Many newspaper publishers question whether such sheer bulk has carried the U.S. Sunday newspaper several compass points off journalism's true course. While the typical metropolitan Sunday paper has grown from 111 to 243 pages in the last 20 years, its news content has shrunk from 11.6% to 6.5%. Unlike its slender—and more single-minded—daily brethren, which are deeply embedded in the work week, the Sunday paper must snare that most elusive of all readers: the American at play. Two-day weekends, new leisure pursuits, and the emergence of television's mesmeric eye all have conspired to pry loose the Sunday paper's once sturdy grip on the nation's off-time mood. "The Sunday newspaper, I'm afraid, is no longer the center of the American Sunday morning," says Scott Newhall, executive editor of the San Francisco Chronicle. "We give our readers 150 reasons why they should do something on Sunday other than read our paper. The Sunday paper has become a guide to other things to do rather than something to do itself."

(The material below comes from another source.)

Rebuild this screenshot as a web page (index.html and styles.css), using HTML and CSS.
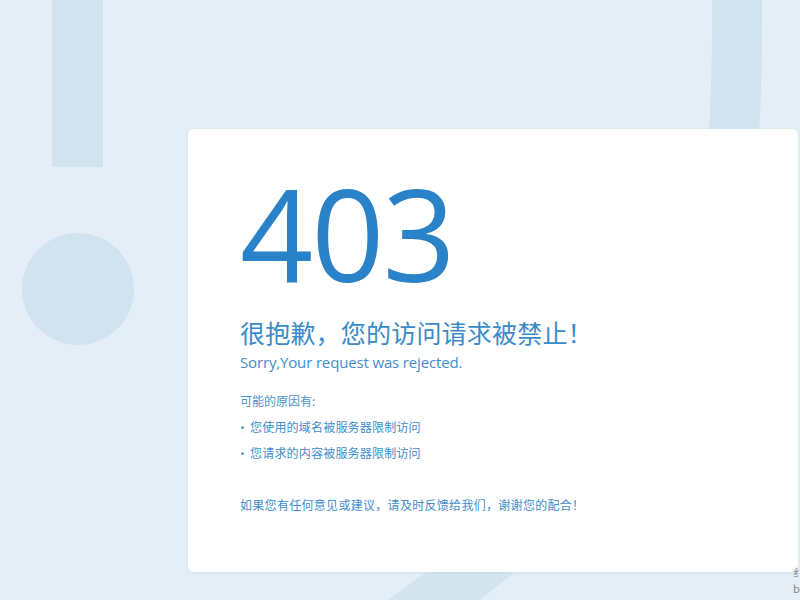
FILE: index.html
```html
<!DOCTYPE html>
<html lang="zh-CN">
<head>
<meta charset="utf-8">
<title>403</title>
<link rel="stylesheet" href="styles.css">
</head>
<body>
<div class="page">
  <svg class="deco" width="800" height="600" viewBox="0 0 800 600" aria-hidden="true">
    <rect x="52" y="0" width="51" height="167" fill="#d1e3ef"/>
    <circle cx="78" cy="289" r="56" fill="#d1e3ef"/>
    <path d="M737 -10 Q738 60 733 160" stroke="#d1e3ef" stroke-width="50" fill="none"/>
    <polygon points="428,571 516,571 480,600 388,600" fill="#d3e4ef"/>
  </svg>
  <div class="card">
    <div class="code">403</div>
    <h1 class="title">很抱歉，您的访问请求被禁止！</h1>
    <p class="subtitle">Sorry,Your request was rejected.</p>
    <p class="reason-head">可能的原因有:</p>
    <ul class="reasons">
      <li>您使用的域名被服务器限制访问</li>
      <li>您请求的内容被服务器限制访问</li>
    </ul>
    <p class="feedback">如果您有任何意见或建议，请及时反馈给我们，谢谢您的配合！</p>
  </div>
  <div class="corner-note"><span>纟</span><span>b</span></div>
</div>
</body>
</html>
```

FILE: styles.css
```css
html, body {
  margin: 0;
  padding: 0;
  width: 800px;
  height: 600px;
  overflow: hidden;
  background: #e3eef6;
  font-family: "Noto Sans CJK SC", "Open Sans", sans-serif;
}

.page {
  position: relative;
  width: 800px;
  height: 600px;
  padding-top: 129px;
  box-sizing: border-box;
}

.deco {
  position: absolute;
  left: 0;
  top: 0;
}

.card {
  position: relative;
  margin-left: 188px;
  width: 610px;
  height: 443px;
  box-sizing: border-box;
  padding: 40px 0 0 52px;
  background: #ffffff;
  border-radius: 6px;
  box-shadow: 0 1px 3px rgba(120, 160, 190, 0.15);
}

.code {
  font-family: "Open Sans", sans-serif;
  font-size: 128px;
  font-weight: 500;
  line-height: 127px;
  height: 127px;
  color: #2a82c9;
  letter-spacing: -2px;
}

.title {
  margin: 24px 0 0 0;
  font-size: 25px;
  line-height: 25px;
  font-weight: normal;
  color: #3b8bc9;
  letter-spacing: 0.2px;
}

.subtitle {
  margin: 8px 0 0 0;
  font-family: "Open Sans", sans-serif;
  font-size: 15px;
  line-height: 18px;
  color: #3f8dca;
  letter-spacing: -0.15px;
}

.reason-head {
  margin: 17px 0 0 0;
  font-size: 12px;
  line-height: 26px;
  color: #4d93cb;
}

.reasons {
  list-style: none;
  margin: 0;
  padding: 0;
}

.reasons li {
  display: flex;
  align-items: center;
  font-size: 12px;
  line-height: 26px;
  color: #3f8dca;
  letter-spacing: 0.2px;
}

.reasons li::before {
  content: "";
  width: 3px;
  height: 3px;
  border-radius: 50%;
  background: #6a9fcb;
  margin: 1px 6px 0 1px;
}

.feedback {
  margin: 26px 0 0 0;
  font-size: 12px;
  line-height: 26px;
  color: #3f8dca;
  letter-spacing: 0.3px;
}

.corner-note {
  position: absolute;
  left: 793px;
  top: 565px;
  display: flex;
  flex-direction: column;
  gap: 2px;
  font-size: 11px;
  line-height: 14px;
  color: #888;
}
```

Facelift for Mammon. The Sunday paper was originally conceived as only a seventh edition of the daily press. Fiercely attacked by clergymen in its formative years—they considered it a Mammon-like rival of the pulpit—it did not succeed in establishing itself until the Civil War generated a ravenous public appetite for news and gave it permanent root. But not until Joseph Pulitzer, already the successful publisher of the St. Louis Post-Dispatch, arrived in New York in 1883 did the Sunday paper begin sprouting into the giant it is today. With sensational features, comic strips, four-color illustrations and special-interest supplements, Pulitzer's Sunday World face-lifted Sunday journalism. In this, it had considerable help from William Randolph Hearst, who pitted his New York Journal against the World and trumped Pulitzer's every Sunday trick.